User-Sensitive Text Summarization

Noemie Elhadad, Columbia University

Abstract

Automatic text summarization has become increasingly established over the past ten years, paving the way for readily accessible, robust systems able to synthesize relevant information from one or several source documents. However, research in summarization so far has been premised upon certain assumptions that are both enabling and simultaneously limiting. For instance, most systems to date produce summaries using a generic notion of salience valid for all readers. This notion goes against what both the psycholinguistic and computational linguistic communities have long acknowledged: summarization is not only a function of the input documents but also of the reader's mental state -- who the reader is, what his knowledge before reading the summary consists of, and why he wants to know about the source texts.
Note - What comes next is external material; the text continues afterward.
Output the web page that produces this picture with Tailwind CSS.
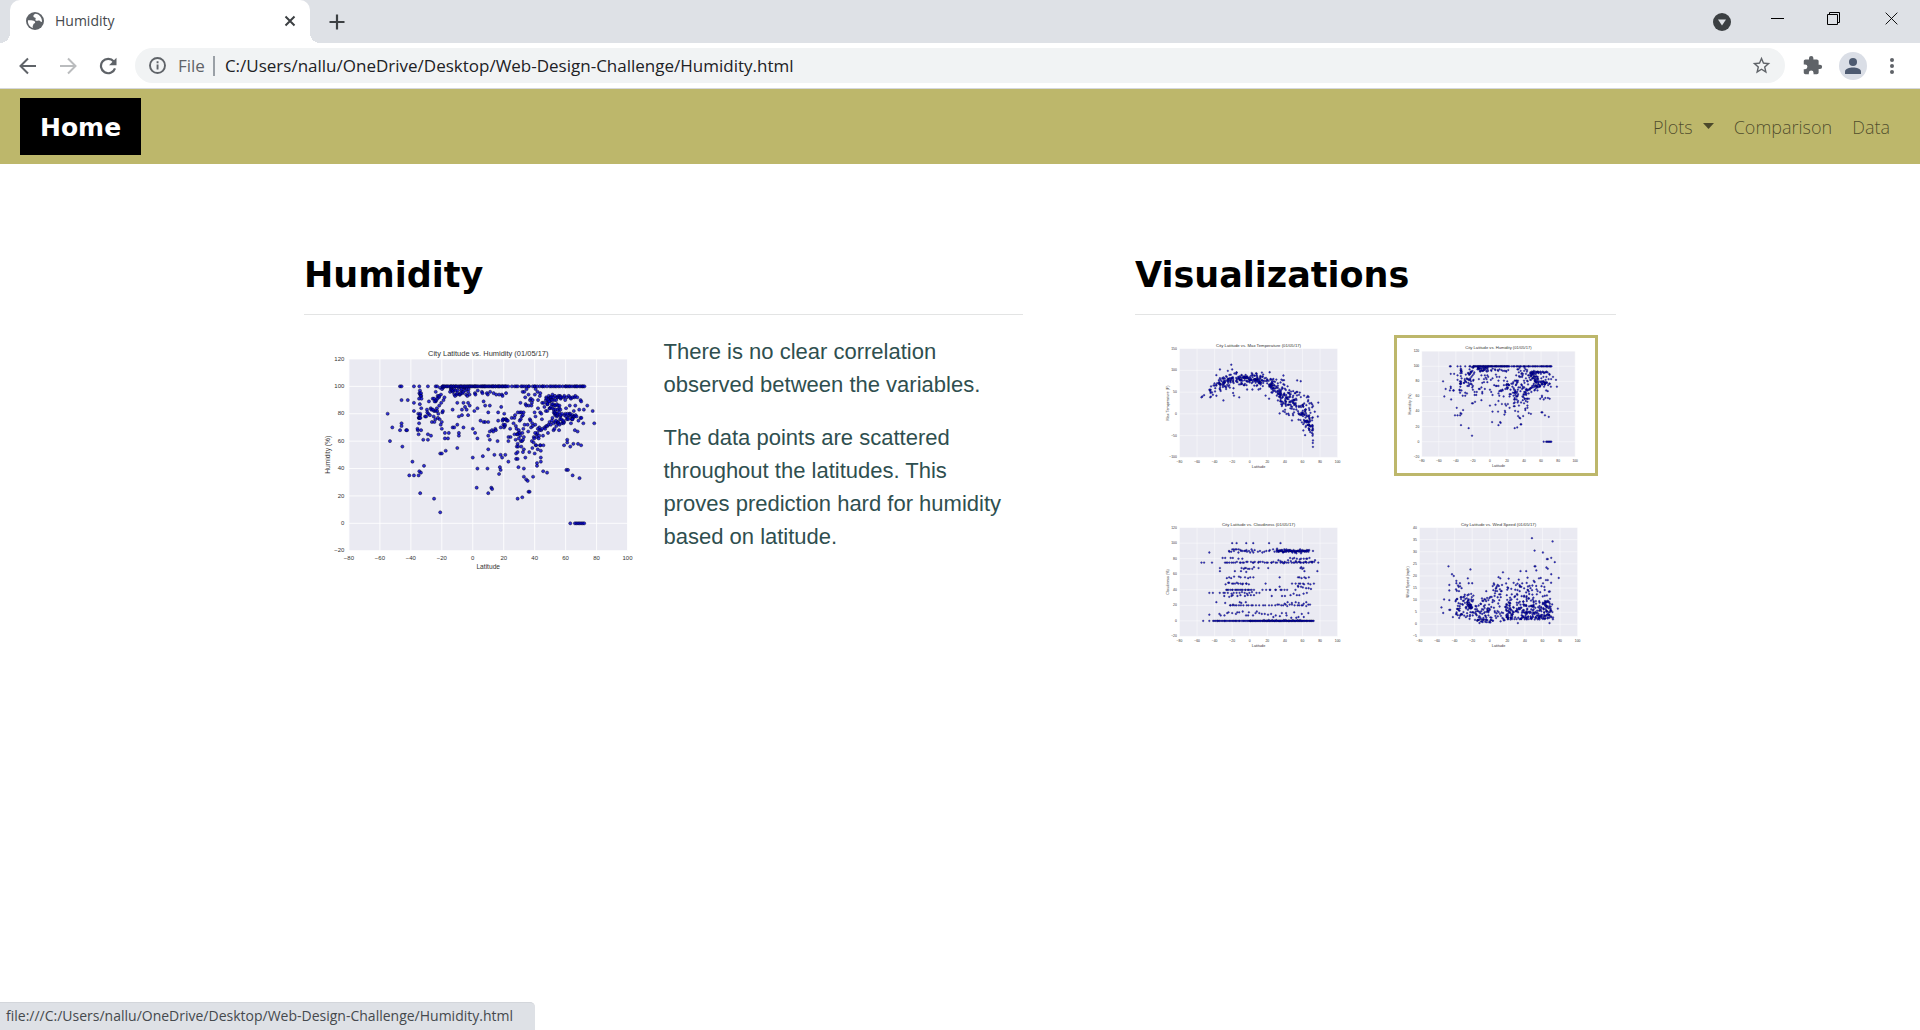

Yet acquiring a full model of the reader's mental state is very complicated, if not impossible. In this talk, I will present a novel approach to text summarization that produces user-sensitive text summaries. The main research hypothesis of my work is that even limited knowledge about the reader, gleaned automatically from readily available sources, bolsters the quality of summaries. I will introduce the main challenges entailed in generating user-sensitive summaries and the methods employed by my summarizer. Evaluation with subjects shows that user-sensitive summaries help access relevant information more efficiently than generic summaries of the same material.

Biography

Noemie Elhadad is a Ph.D. candidate in the Natural Language Processing group at Columbia University, under the supervision of Prof. Kathleen McKeown. Her research interests are text summarization, statistical text generation, user-modeling and digital libraries.